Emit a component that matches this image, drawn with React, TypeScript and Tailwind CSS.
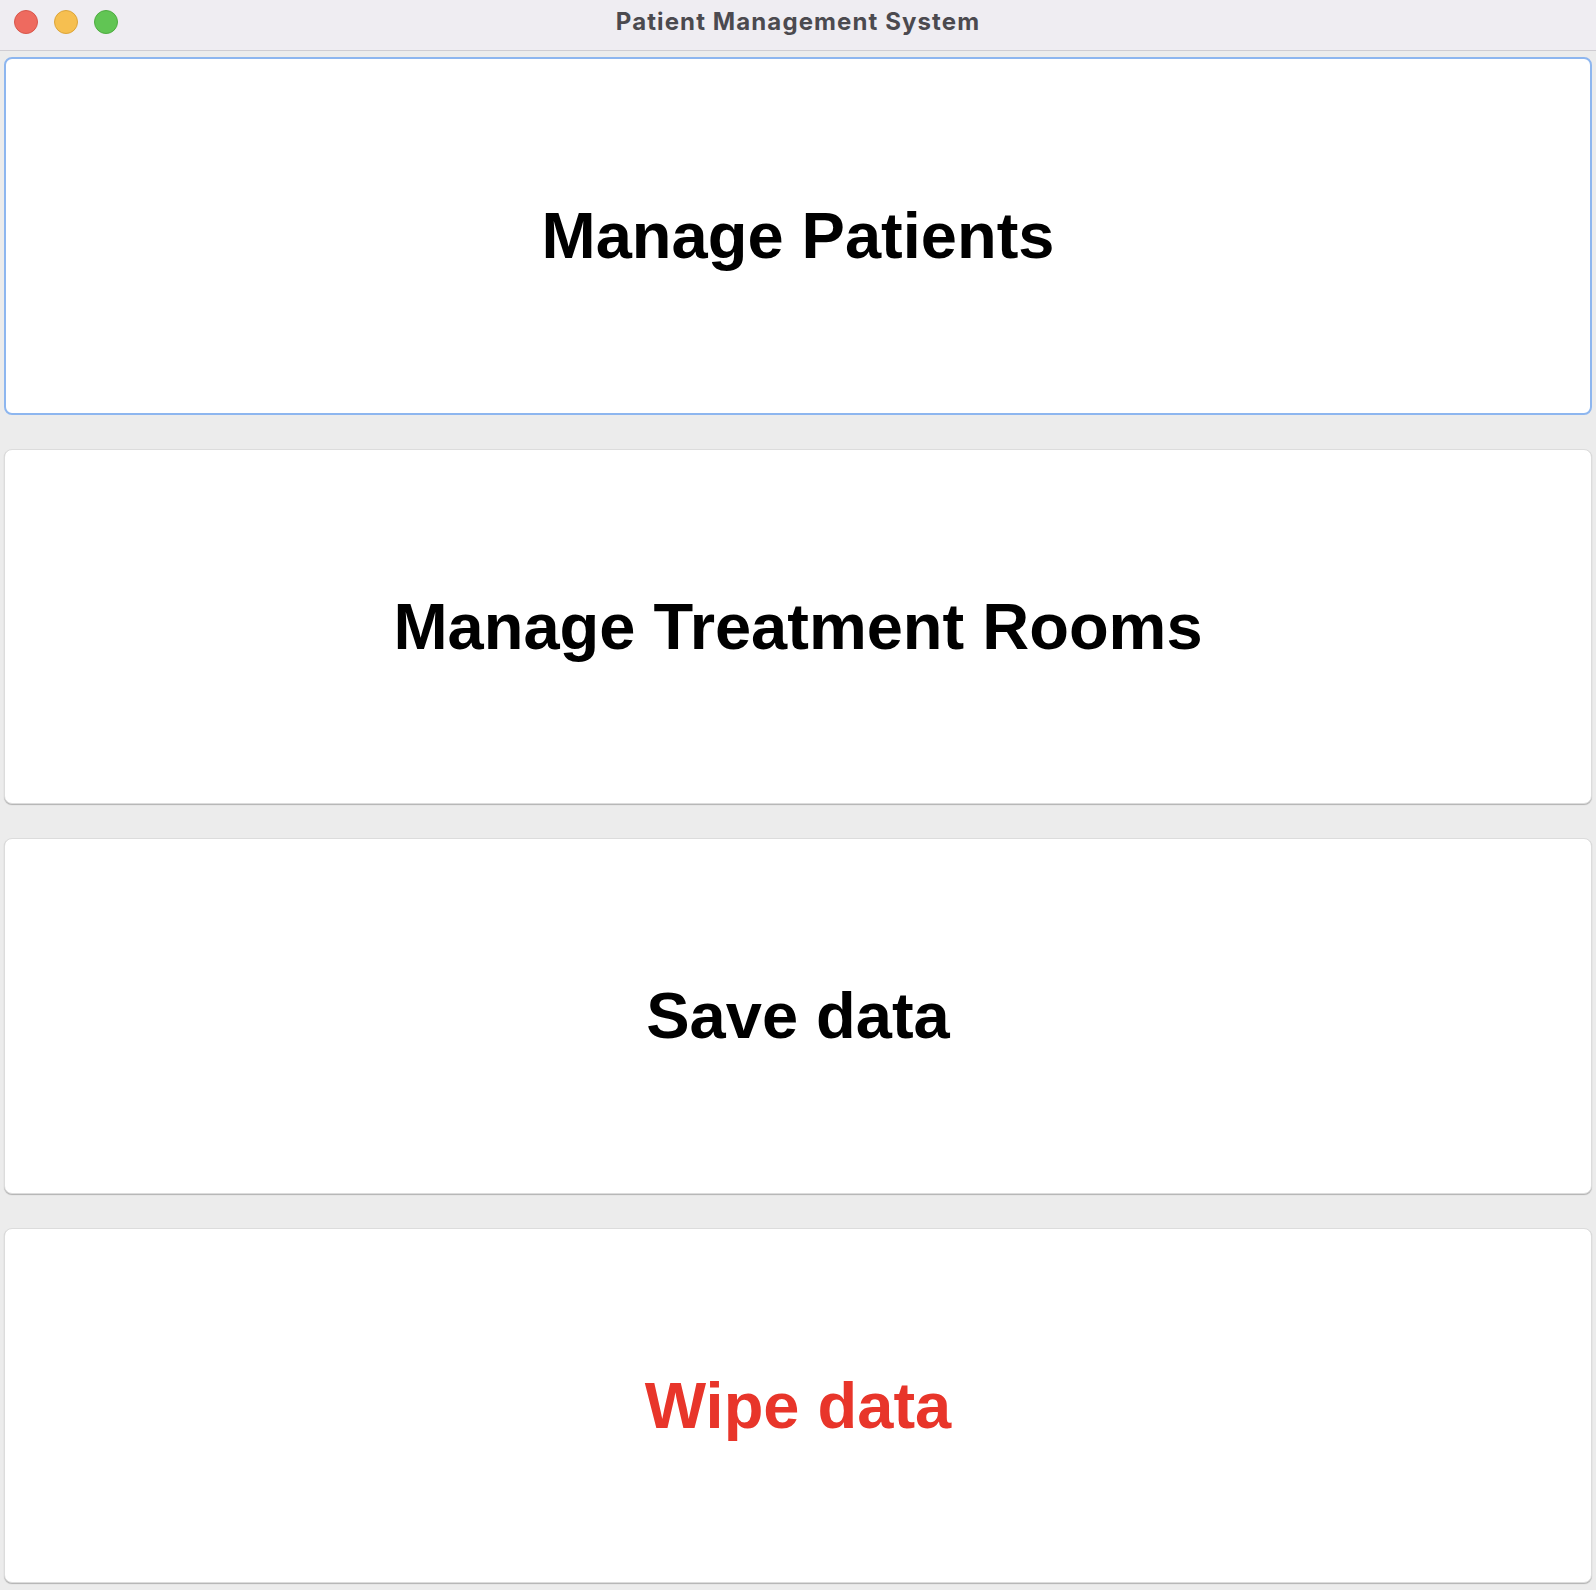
import React from 'react';

const actions = [
  { label: 'Manage Patients', danger: false, focused: true },
  { label: 'Manage Treatment Rooms', danger: false, focused: false },
  { label: 'Save data', danger: false, focused: false },
  { label: 'Wipe data', danger: true, focused: false },
];

export default function App() {
  return (
    <div className="w-[1596px] h-[1590px] flex flex-col bg-[#ececec] overflow-hidden">
      {/* Window title bar */}
      <div className="relative h-[51px] shrink-0 flex items-center justify-center bg-[#efedf2] border-b border-[#cfcdd2]">
        <div className="absolute left-[14px] top-[10px] flex gap-[16px]">
          <span className="w-[24px] h-[24px] rounded-full bg-[#ee6a5f] border border-[#d8564b]" />
          <span className="w-[24px] h-[24px] rounded-full bg-[#f6bf50] border border-[#dca53a]" />
          <span className="w-[24px] h-[24px] rounded-full bg-[#61c554] border border-[#4eac41]" />
        </div>
        <span className="text-[24px] font-bold text-[#4b4a4f] tracking-[1.1px] mt-[-6px]" style={{ fontFamily: 'Inter, "Liberation Sans", sans-serif' }}>
          Patient Management System
        </span>
      </div>

      {/* Menu buttons */}
      <div className="flex-1 flex flex-col gap-[34px] px-[4px] pt-[6px] pb-[7px]">
        {actions.map(a => (
          <button
            key={a.label}
            className={
              a.focused
                ? 'flex-1 flex items-center justify-center rounded-[8px] bg-white border-2 border-[#8db6ef]'
                : 'flex-1 flex items-center justify-center rounded-[8px] bg-white border border-[#dcdcdc] shadow-[0_1px_1px_rgba(0,0,0,0.25)]'
            }
          >
            <span
              className={a.danger ? 'text-[65px] font-bold text-[#e8352a]' : 'text-[65px] font-bold text-black'}
              style={{ fontFamily: '"Liberation Sans", Arial, sans-serif' }}
            >
              {a.label}
            </span>
          </button>
        ))}
      </div>
    </div>
  );
}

——

• [Instructions for the task]:
Where a line above contains the string "React", copy that line.

• [Correct output]:
Emit a component that matches this image, drawn with React, TypeScript and Tailwind CSS.
import React from 'react';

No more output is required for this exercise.